WORK REQUIRED
List all the lines in these records that hold "this".

GIVEN RECORDS
━━━━━━━━━━━━━━━━━━━━━━━━━━━━━━
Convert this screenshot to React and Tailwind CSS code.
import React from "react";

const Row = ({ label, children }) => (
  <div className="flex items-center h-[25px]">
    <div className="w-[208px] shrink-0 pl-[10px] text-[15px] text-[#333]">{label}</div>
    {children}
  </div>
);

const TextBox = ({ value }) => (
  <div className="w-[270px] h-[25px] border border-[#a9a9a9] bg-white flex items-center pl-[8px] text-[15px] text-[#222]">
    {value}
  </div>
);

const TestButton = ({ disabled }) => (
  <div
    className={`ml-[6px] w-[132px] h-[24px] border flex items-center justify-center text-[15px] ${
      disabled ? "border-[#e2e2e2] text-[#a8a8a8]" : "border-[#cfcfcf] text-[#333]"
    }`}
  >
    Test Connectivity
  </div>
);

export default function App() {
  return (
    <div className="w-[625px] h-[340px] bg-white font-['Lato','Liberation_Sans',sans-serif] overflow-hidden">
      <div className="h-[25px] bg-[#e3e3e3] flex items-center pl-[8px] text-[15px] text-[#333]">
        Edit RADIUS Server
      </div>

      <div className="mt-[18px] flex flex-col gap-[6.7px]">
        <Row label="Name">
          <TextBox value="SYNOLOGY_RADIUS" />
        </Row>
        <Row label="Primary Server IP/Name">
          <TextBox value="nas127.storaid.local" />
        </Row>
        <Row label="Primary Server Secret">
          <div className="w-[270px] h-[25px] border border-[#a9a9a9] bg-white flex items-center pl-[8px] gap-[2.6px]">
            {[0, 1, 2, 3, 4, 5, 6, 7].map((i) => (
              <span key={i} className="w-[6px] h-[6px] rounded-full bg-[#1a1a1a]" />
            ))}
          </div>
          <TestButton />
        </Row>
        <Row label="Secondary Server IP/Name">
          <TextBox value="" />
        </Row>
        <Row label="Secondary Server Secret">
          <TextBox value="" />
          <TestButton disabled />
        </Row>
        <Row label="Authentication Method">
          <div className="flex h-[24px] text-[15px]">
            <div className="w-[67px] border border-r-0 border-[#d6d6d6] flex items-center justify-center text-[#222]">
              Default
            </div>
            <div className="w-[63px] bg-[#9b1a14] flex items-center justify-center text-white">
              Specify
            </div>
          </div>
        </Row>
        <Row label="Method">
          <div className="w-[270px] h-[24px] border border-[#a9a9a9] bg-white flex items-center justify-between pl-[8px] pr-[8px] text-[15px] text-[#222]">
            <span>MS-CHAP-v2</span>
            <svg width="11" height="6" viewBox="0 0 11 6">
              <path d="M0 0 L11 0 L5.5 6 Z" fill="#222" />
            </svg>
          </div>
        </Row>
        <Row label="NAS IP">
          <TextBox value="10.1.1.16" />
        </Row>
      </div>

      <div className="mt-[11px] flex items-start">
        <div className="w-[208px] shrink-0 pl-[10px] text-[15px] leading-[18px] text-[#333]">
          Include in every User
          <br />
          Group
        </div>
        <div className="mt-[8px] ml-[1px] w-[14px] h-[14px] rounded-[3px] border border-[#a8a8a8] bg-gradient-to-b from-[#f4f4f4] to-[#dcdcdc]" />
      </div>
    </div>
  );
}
━━━━━━━━━━━━━━━━━━━━━━━━━━━━━━
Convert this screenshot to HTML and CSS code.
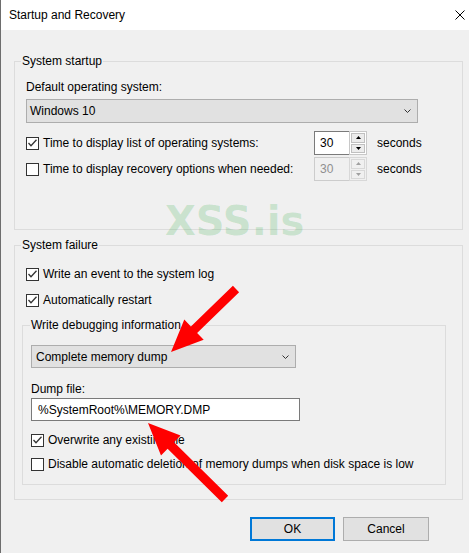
━━━━━━━━━━━━━━━━━━━━━━━━━━━━━━
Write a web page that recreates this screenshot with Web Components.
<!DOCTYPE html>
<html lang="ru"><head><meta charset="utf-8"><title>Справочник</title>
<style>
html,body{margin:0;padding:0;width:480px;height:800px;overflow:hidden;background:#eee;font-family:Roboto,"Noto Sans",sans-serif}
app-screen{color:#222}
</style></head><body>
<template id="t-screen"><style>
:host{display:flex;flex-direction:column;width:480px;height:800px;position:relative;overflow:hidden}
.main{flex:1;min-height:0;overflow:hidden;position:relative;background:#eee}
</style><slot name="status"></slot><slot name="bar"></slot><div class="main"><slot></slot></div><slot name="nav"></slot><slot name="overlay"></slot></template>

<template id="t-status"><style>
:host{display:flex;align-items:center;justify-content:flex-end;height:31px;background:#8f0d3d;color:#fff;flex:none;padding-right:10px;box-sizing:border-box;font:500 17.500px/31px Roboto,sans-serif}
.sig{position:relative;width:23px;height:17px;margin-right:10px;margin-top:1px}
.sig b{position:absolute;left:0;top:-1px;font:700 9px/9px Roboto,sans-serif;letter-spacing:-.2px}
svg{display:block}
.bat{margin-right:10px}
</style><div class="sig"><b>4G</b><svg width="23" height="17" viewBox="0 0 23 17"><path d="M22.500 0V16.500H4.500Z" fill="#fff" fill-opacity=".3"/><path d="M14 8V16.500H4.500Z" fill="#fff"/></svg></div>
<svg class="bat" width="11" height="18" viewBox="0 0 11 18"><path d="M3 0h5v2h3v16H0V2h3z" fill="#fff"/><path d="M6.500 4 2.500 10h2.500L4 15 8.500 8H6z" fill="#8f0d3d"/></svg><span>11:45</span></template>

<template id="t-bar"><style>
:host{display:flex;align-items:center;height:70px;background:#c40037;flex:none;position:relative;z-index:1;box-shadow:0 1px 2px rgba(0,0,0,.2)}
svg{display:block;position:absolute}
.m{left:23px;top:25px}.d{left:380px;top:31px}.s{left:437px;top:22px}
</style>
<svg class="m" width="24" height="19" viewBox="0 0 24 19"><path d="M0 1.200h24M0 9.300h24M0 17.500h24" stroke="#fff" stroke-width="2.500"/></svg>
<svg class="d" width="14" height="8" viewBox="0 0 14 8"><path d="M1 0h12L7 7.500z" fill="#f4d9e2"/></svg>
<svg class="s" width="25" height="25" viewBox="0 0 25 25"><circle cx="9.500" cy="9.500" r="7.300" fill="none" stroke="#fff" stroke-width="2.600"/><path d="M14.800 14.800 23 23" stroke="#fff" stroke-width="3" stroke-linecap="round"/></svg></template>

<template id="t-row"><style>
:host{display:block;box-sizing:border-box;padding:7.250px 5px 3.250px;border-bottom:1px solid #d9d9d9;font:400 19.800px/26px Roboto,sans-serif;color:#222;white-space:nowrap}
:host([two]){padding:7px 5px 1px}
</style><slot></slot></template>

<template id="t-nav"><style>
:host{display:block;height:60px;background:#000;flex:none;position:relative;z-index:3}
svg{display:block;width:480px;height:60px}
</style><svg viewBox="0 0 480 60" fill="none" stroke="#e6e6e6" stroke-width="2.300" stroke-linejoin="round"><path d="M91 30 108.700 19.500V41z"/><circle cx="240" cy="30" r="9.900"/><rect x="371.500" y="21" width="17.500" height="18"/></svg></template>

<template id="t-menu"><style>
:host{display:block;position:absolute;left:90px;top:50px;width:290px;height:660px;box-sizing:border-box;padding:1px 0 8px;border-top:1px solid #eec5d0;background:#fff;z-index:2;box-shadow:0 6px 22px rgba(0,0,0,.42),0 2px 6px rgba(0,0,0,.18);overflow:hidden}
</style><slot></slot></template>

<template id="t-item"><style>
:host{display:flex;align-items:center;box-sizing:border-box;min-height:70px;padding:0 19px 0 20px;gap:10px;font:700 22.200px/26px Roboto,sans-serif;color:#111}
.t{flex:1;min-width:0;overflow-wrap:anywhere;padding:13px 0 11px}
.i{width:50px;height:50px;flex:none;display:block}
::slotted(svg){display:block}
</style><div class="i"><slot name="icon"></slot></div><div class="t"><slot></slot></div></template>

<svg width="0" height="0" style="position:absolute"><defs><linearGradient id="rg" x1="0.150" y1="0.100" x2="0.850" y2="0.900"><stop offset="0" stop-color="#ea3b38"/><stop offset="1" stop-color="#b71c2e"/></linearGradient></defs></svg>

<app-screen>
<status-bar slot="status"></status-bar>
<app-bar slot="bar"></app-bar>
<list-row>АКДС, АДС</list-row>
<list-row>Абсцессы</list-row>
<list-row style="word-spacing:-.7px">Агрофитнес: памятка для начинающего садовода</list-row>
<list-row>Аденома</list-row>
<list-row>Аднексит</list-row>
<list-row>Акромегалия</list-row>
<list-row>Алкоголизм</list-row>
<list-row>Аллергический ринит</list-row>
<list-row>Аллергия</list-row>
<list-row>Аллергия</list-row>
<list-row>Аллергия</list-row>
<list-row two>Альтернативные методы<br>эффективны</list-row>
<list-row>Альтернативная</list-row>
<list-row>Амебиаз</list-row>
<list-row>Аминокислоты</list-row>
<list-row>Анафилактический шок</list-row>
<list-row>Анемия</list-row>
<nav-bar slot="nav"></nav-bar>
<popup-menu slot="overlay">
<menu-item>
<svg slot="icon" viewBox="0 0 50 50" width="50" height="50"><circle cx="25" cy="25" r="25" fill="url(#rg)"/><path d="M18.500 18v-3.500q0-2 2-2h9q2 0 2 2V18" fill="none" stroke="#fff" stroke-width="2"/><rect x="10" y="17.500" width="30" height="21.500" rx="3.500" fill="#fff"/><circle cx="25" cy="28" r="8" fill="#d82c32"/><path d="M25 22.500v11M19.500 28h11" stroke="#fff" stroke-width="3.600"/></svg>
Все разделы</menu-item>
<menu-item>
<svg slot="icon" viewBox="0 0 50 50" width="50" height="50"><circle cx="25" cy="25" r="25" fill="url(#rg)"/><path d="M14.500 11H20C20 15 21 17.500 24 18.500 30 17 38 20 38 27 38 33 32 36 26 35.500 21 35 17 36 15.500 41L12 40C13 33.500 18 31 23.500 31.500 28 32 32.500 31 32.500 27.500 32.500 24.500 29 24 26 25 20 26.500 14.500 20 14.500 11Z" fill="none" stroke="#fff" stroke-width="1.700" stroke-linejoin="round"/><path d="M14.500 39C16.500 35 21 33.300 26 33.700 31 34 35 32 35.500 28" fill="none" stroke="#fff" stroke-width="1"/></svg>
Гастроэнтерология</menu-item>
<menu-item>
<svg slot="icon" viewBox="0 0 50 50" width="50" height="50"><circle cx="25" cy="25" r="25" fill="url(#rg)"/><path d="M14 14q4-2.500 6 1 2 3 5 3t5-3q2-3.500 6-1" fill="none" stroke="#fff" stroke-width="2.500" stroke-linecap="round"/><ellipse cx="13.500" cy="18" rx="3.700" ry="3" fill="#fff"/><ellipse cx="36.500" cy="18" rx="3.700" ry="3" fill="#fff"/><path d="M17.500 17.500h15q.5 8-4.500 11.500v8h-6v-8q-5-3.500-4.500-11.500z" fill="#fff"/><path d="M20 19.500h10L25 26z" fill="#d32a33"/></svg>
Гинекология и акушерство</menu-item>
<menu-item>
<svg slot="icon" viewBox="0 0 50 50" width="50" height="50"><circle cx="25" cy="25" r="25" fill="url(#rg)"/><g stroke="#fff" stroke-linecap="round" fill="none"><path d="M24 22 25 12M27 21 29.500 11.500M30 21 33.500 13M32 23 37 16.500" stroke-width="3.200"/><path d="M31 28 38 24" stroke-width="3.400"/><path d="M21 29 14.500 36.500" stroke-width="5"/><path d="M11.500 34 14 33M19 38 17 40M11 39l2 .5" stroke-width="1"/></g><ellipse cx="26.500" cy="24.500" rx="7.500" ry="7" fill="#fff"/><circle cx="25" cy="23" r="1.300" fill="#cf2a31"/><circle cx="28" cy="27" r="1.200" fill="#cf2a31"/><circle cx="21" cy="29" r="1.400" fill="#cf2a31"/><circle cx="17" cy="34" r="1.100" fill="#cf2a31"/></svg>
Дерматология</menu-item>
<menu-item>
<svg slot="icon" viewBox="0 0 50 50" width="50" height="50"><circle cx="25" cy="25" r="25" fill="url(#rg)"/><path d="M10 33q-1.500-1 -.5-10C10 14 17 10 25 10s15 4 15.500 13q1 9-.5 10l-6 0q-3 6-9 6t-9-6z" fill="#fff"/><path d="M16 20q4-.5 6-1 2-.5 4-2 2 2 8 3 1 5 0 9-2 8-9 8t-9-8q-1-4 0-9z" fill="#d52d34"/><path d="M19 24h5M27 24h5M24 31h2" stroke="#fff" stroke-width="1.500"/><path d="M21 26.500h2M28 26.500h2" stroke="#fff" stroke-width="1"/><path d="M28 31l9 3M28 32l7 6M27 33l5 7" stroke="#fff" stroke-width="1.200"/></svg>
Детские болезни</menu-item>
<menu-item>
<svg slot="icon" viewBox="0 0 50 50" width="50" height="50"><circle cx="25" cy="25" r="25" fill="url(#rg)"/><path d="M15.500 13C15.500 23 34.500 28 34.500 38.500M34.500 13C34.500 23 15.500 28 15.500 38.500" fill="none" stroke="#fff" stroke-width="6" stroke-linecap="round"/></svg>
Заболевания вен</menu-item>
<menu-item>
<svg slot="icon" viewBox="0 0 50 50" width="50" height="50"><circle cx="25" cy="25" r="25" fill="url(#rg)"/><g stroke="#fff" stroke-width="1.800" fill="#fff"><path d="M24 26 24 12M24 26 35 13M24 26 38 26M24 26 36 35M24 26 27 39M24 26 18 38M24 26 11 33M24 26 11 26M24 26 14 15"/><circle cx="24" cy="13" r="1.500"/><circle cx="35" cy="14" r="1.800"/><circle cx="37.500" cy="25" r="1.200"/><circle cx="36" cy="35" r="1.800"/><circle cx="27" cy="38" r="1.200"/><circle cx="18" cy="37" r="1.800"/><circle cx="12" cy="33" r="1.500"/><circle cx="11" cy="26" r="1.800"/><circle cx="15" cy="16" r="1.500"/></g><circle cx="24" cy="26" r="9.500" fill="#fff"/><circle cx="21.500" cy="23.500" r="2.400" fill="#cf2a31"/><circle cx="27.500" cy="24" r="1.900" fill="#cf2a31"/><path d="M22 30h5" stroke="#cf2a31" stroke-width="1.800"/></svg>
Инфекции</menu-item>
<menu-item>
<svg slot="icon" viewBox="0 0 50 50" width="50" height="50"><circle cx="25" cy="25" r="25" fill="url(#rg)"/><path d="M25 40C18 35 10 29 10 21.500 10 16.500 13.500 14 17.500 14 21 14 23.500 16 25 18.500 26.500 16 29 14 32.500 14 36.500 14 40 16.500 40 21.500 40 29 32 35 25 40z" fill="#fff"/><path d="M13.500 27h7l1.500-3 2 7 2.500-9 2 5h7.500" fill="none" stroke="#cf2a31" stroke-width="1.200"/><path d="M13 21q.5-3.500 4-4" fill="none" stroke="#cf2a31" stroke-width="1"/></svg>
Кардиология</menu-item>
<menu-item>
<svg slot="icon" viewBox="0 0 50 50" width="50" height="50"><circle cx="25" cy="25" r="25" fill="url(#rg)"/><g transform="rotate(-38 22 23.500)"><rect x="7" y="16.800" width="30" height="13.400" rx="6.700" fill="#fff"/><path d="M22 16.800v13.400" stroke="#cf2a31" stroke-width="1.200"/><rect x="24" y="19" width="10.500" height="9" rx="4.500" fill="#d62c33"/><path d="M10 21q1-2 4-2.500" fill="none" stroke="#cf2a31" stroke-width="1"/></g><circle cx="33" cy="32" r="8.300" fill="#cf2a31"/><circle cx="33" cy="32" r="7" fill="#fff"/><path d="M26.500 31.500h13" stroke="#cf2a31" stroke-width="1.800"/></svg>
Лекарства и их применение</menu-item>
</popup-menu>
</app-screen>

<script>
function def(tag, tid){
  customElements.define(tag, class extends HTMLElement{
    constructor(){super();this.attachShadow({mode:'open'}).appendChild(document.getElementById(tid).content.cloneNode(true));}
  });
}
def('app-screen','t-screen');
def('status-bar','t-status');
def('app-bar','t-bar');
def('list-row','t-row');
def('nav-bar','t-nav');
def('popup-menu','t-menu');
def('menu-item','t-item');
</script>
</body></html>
━━━━━━━━━━━━━━━━━━━━━━━━━━━━━━
OUTPUT OF THE TASK
Convert this screenshot to React and Tailwind CSS code.
Convert this screenshot to HTML and CSS code.
Write a web page that recreates this screenshot with Web Components.
    constructor(){super();this.attachShadow({mode:'open'}).appendChild(document.getElementById(tid).content.cloneNode(true));}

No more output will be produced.